(Dataset excerpt)
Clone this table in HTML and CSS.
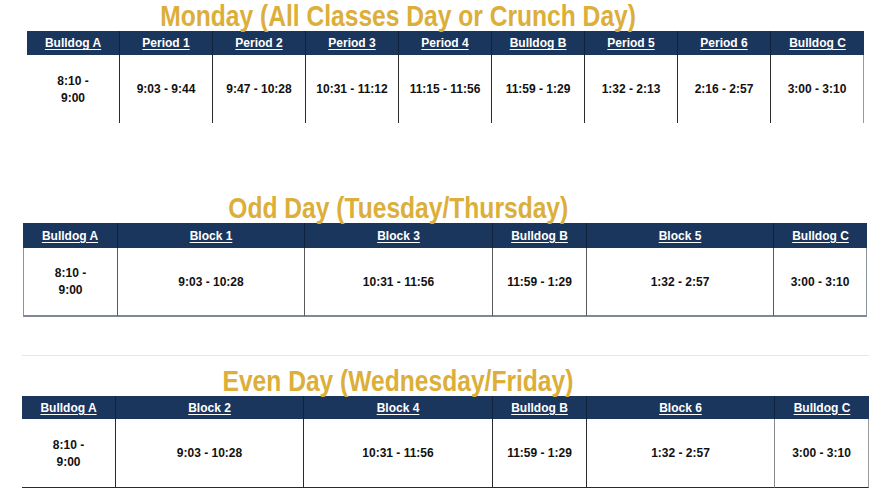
FILE: index.html
```html
<!DOCTYPE html>
<html>
<head>
<meta charset="utf-8">
<link rel="stylesheet" href="styles.css">
</head>
<body>
<main class="page">
  <section class="day mon">
    <h2 class="title"><span class="title-text">Monday (All Classes Day or Crunch Day)</span></h2>
    <div class="hd first"><u>Bulldog A</u></div>
    <div class="hd"><u>Period 1</u></div>
    <div class="hd"><u>Period 2</u></div>
    <div class="hd"><u>Period 3</u></div>
    <div class="hd"><u>Period 4</u></div>
    <div class="hd"><u>Bulldog B</u></div>
    <div class="hd"><u>Period 5</u></div>
    <div class="hd"><u>Period 6</u></div>
    <div class="hd"><u>Bulldog C</u></div>
    <div class="cell first">8:10 -<br>9:00</div>
    <div class="cell">9:03 - 9:44</div>
    <div class="cell">9:47 - 10:28</div>
    <div class="cell">10:31 - 11:12</div>
    <div class="cell">11:15 - 11:56</div>
    <div class="cell">11:59 - 1:29</div>
    <div class="cell">1:32 - 2:13</div>
    <div class="cell">2:16 - 2:57</div>
    <div class="cell last">3:00 - 3:10</div>
  </section>

  <section class="day odd">
    <h2 class="title"><span class="title-text">Odd Day (Tuesday/Thursday)</span></h2>
    <div class="hd first"><u>Bulldog A</u></div>
    <div class="hd"><u>Block 1</u></div>
    <div class="hd"><u>Block 3</u></div>
    <div class="hd"><u>Bulldog B</u></div>
    <div class="hd"><u>Block 5</u></div>
    <div class="hd"><u>Bulldog C</u></div>
    <div class="cell first">8:10 -<br>9:00</div>
    <div class="cell">9:03 - 10:28</div>
    <div class="cell">10:31 - 11:56</div>
    <div class="cell">11:59 - 1:29</div>
    <div class="cell">1:32 - 2:57</div>
    <div class="cell last">3:00 - 3:10</div>
  </section>

  <div class="gridline"></div>

  <section class="day even">
    <h2 class="title"><span class="title-text">Even Day (Wednesday/Friday)</span></h2>
    <div class="hd first"><u>Bulldog A</u></div>
    <div class="hd"><u>Block 2</u></div>
    <div class="hd"><u>Block 4</u></div>
    <div class="hd"><u>Bulldog B</u></div>
    <div class="hd"><u>Block 6</u></div>
    <div class="hd"><u>Bulldog C</u></div>
    <div class="cell first">8:10 -<br>9:00</div>
    <div class="cell">9:03 - 10:28</div>
    <div class="cell">10:31 - 11:56</div>
    <div class="cell">11:59 - 1:29</div>
    <div class="cell">1:32 - 2:57</div>
    <div class="cell last">3:00 - 3:10</div>
  </section>
</main>
</body>
</html>
```

FILE: styles.css
```css
html, body {
  margin: 0;
  padding: 0;
  background: #ffffff;
}

.page {
  width: 880px;
  height: 504px;
  overflow: hidden;
  font-family: "Liberation Sans", Arial, sans-serif;
  color: #111;
}

.day {
  display: grid;
}

.title {
  grid-row: 1;
  grid-column: 1 / -2;
  margin: 0;
  height: 31px;
  line-height: 31px;
  text-align: center;
  font-family: "Liberation Sans", Arial, sans-serif;
  font-weight: 700;
  font-size: 30px;
  color: #dcae3a;
  white-space: nowrap;
}

.title-text {
  display: inline-block;
  transform: scaleX(0.82);
  transform-origin: center;
}

.hd {
  grid-row: 2;
  background: #1b365d;
  color: #ffffff;
  font-size: 12px;
  font-weight: 700;
  display: flex;
  align-items: center;
  justify-content: center;
  border-left: 1px solid #10223c;
}

.hd.first {
  border-left: none;
}

.hd u {
  text-decoration-thickness: 1px;
  text-underline-offset: 2px;
}

.cell {
  grid-row: 3;
  display: flex;
  align-items: center;
  justify-content: center;
  text-align: center;
  font-size: 12px;
  font-weight: 700;
  line-height: 17px;
  border-left: 1px solid #2a2a2a;
  padding-top: 1px;
}

.cell.first {
  border-left: none;
}

.cell.last {
  border-right: 1px solid #9a9a9a;
}

/* Monday */
.mon {
  grid-template-columns: 92px 93px 93px 93px 93px 93px 93px 93px 94px;
  grid-template-rows: 31px 24px 68px;
  margin-left: 27px;
  width: 837px;
}

/* Odd day */
.odd {
  grid-template-columns: 94px 187px 188px 94px 187px 94px;
  grid-template-rows: 31px 25px 69px;
  margin-left: 23px;
  width: 845px;
  margin-top: 69px;
}

.odd .cell {
  border-bottom: 2px solid #7d8796;
  border-left-color: #5a5a5a;
}

.odd .cell.first {
  border-left: 1px solid #8a93a0;
}

.odd .cell.last {
  border-right-color: #8a93a0;
}

.gridline {
  margin: 38px 0 0 22px;
  width: 847px;
  height: 1px;
  background: #e6e6e6;
}

/* Even day */
.even {
  grid-template-columns: 93px 188px 189px 94px 188px 95px;
  grid-template-rows: 31px 23px 69px;
  margin-left: 22px;
  width: 847px;
  margin-top: 9px;
}

.even .cell {
  border-bottom: 1px solid #2a2a2a;
}

.even .cell.last {
  border-left-color: #8a8a8a;
}
```
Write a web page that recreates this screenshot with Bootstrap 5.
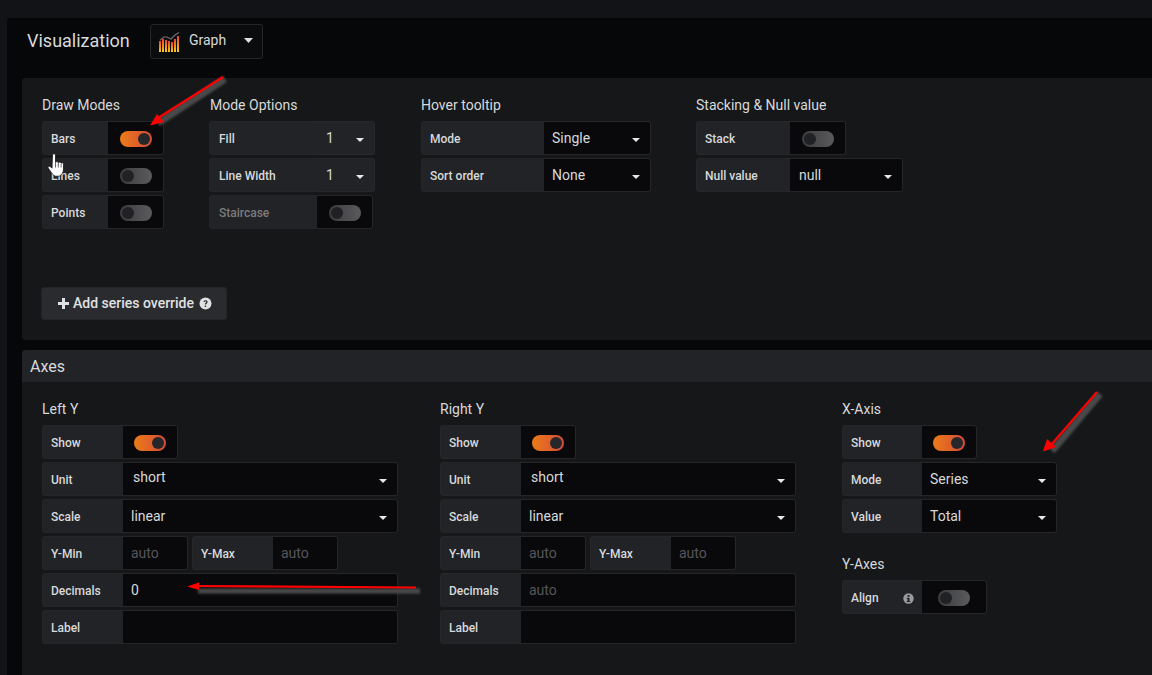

*Stated goal*
Print the records word for word and exclude any picture they hold.

*Result of this exercise*
Clone this table in HTML and CSS.
FILE: index.html
```html
<!DOCTYPE html>
<html>
<head>
<meta charset="utf-8">
<link rel="stylesheet" href="styles.css">
</head>
<body>
<main class="page">
  <section class="day mon">
    <h2 class="title"><span class="title-text">Monday (All Classes Day or Crunch Day)</span></h2>
    <div class="hd first"><u>Bulldog A</u></div>
    <div class="hd"><u>Period 1</u></div>
    <div class="hd"><u>Period 2</u></div>
    <div class="hd"><u>Period 3</u></div>
    <div class="hd"><u>Period 4</u></div>
    <div class="hd"><u>Bulldog B</u></div>
    <div class="hd"><u>Period 5</u></div>
    <div class="hd"><u>Period 6</u></div>
    <div class="hd"><u>Bulldog C</u></div>
    <div class="cell first">8:10 -<br>9:00</div>
    <div class="cell">9:03 - 9:44</div>
    <div class="cell">9:47 - 10:28</div>
    <div class="cell">10:31 - 11:12</div>
    <div class="cell">11:15 - 11:56</div>
    <div class="cell">11:59 - 1:29</div>
    <div class="cell">1:32 - 2:13</div>
    <div class="cell">2:16 - 2:57</div>
    <div class="cell last">3:00 - 3:10</div>
  </section>

  <section class="day odd">
    <h2 class="title"><span class="title-text">Odd Day (Tuesday/Thursday)</span></h2>
    <div class="hd first"><u>Bulldog A</u></div>
    <div class="hd"><u>Block 1</u></div>
    <div class="hd"><u>Block 3</u></div>
    <div class="hd"><u>Bulldog B</u></div>
    <div class="hd"><u>Block 5</u></div>
    <div class="hd"><u>Bulldog C</u></div>
    <div class="cell first">8:10 -<br>9:00</div>
    <div class="cell">9:03 - 10:28</div>
    <div class="cell">10:31 - 11:56</div>
    <div class="cell">11:59 - 1:29</div>
    <div class="cell">1:32 - 2:57</div>
    <div class="cell last">3:00 - 3:10</div>
  </section>

  <div class="gridline"></div>

  <section class="day even">
    <h2 class="title"><span class="title-text">Even Day (Wednesday/Friday)</span></h2>
    <div class="hd first"><u>Bulldog A</u></div>
    <div class="hd"><u>Block 2</u></div>
    <div class="hd"><u>Block 4</u></div>
    <div class="hd"><u>Bulldog B</u></div>
    <div class="hd"><u>Block 6</u></div>
    <div class="hd"><u>Bulldog C</u></div>
    <div class="cell first">8:10 -<br>9:00</div>
    <div class="cell">9:03 - 10:28</div>
    <div class="cell">10:31 - 11:56</div>
    <div class="cell">11:59 - 1:29</div>
    <div class="cell">1:32 - 2:57</div>
    <div class="cell last">3:00 - 3:10</div>
  </section>
</main>
</body>
</html>
```

FILE: styles.css
```css
html, body {
  margin: 0;
  padding: 0;
  background: #ffffff;
}

.page {
  width: 880px;
  height: 504px;
  overflow: hidden;
  font-family: "Liberation Sans", Arial, sans-serif;
  color: #111;
}

.day {
  display: grid;
}

.title {
  grid-row: 1;
  grid-column: 1 / -2;
  margin: 0;
  height: 31px;
  line-height: 31px;
  text-align: center;
  font-family: "Liberation Sans", Arial, sans-serif;
  font-weight: 700;
  font-size: 30px;
  color: #dcae3a;
  white-space: nowrap;
}

.title-text {
  display: inline-block;
  transform: scaleX(0.82);
  transform-origin: center;
}

.hd {
  grid-row: 2;
  background: #1b365d;
  color: #ffffff;
  font-size: 12px;
  font-weight: 700;
  display: flex;
  align-items: center;
  justify-content: center;
  border-left: 1px solid #10223c;
}

.hd.first {
  border-left: none;
}

.hd u {
  text-decoration-thickness: 1px;
  text-underline-offset: 2px;
}

.cell {
  grid-row: 3;
  display: flex;
  align-items: center;
  justify-content: center;
  text-align: center;
  font-size: 12px;
  font-weight: 700;
  line-height: 17px;
  border-left: 1px solid #2a2a2a;
  padding-top: 1px;
}

.cell.first {
  border-left: none;
}

.cell.last {
  border-right: 1px solid #9a9a9a;
}

/* Monday */
.mon {
  grid-template-columns: 92px 93px 93px 93px 93px 93px 93px 93px 94px;
  grid-template-rows: 31px 24px 68px;
  margin-left: 27px;
  width: 837px;
}

/* Odd day */
.odd {
  grid-template-columns: 94px 187px 188px 94px 187px 94px;
  grid-template-rows: 31px 25px 69px;
  margin-left: 23px;
  width: 845px;
  margin-top: 69px;
}

.odd .cell {
  border-bottom: 2px solid #7d8796;
  border-left-color: #5a5a5a;
}

.odd .cell.first {
  border-left: 1px solid #8a93a0;
}

.odd .cell.last {
  border-right-color: #8a93a0;
}

.gridline {
  margin: 38px 0 0 22px;
  width: 847px;
  height: 1px;
  background: #e6e6e6;
}

/* Even day */
.even {
  grid-template-columns: 93px 188px 189px 94px 188px 95px;
  grid-template-rows: 31px 23px 69px;
  margin-left: 22px;
  width: 847px;
  margin-top: 9px;
}

.even .cell {
  border-bottom: 1px solid #2a2a2a;
}

.even .cell.last {
  border-left-color: #8a8a8a;
}
```
Write a web page that recreates this screenshot with Bootstrap 5.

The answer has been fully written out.